The satellite will play a critical role in bringing fast broadband access to around 400,000 Australian homes and businesses and is one of the most advanced of its kind, NBN said.

“The ability to video-conference friends and family, study courses online and visit doctors from your lounge room will all be possible in areas which have traditionally struggled to access basic internet services like online banking and shopping,” NBN CEO Bill Morrow said in a statement.

“Many homes and businesses in regional and rural Australia still rely on dial-up level speeds and have little or no access to a commercial broadband service – this satellite will help to close the divide and ensure no-one gets left behind.”

An NBN spokesman told The Huffington Post the satellites will each project 101 torch-like spot beams to cover the whole of Australia and five offshore locations: Christmas, Cocos, Lord Howe, Norfolk and Macquarie Islands.

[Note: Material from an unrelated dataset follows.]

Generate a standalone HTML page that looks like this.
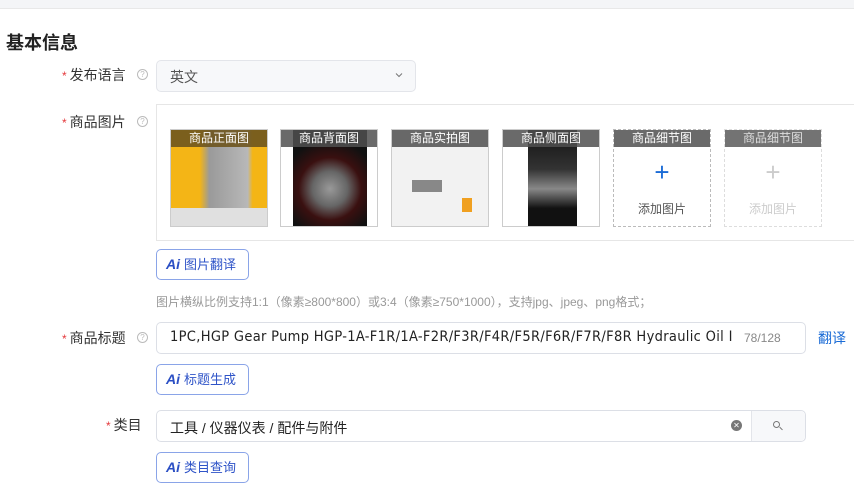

The rocket soared through the skies before dropping its thrusters.

It's a glimpse of the near future for remote school children like Bailey.

Bailey lives on Lilla Creek Station, a cattle property near the Northern Territory-South Australia border. She is a student of the School of the Air, the correspondence education service for children in remote or isolated communities.

Students have regular “in-school” weeks where they get a chance to meet their teachers and classmates in-person. It was during one of these get-togethers, Tanya told HuffPost Australia, where Bailey’s class entered a competition to contribute a design for the NBN satellite and also name it.

Sky Muster is Australia's first NBN satellite.

Bailey’s picture, of her looking up at the stars from her house, was named the winner. She and her classmates dubbed the satellite ‘Sky Muster,’ because they thought the NBN would “round up” and bring Australians together.

“The picture was me in central Australia, looking up at the stars at my home,” Bailey said.

“I look at the stars a lot. I’m very excited, yes very excited, about it.”

Bailey at her home in the 'dead centre of Australia'.

To cap things off, the satellite launched on Bailey’s seventh birthday.

“This is a birthday she’ll remember for a while,” Tanya said.

The rocket travelled at speeds of more than 1km per second.

Over the coming months the satellite will undergo final technical testing ahead of its commercial launch scheduled for mid-2016.

Ten ground stations have been built around the nation to send and receive information from the satellite. The launch of a second NBN satellite is being planned for later in the year.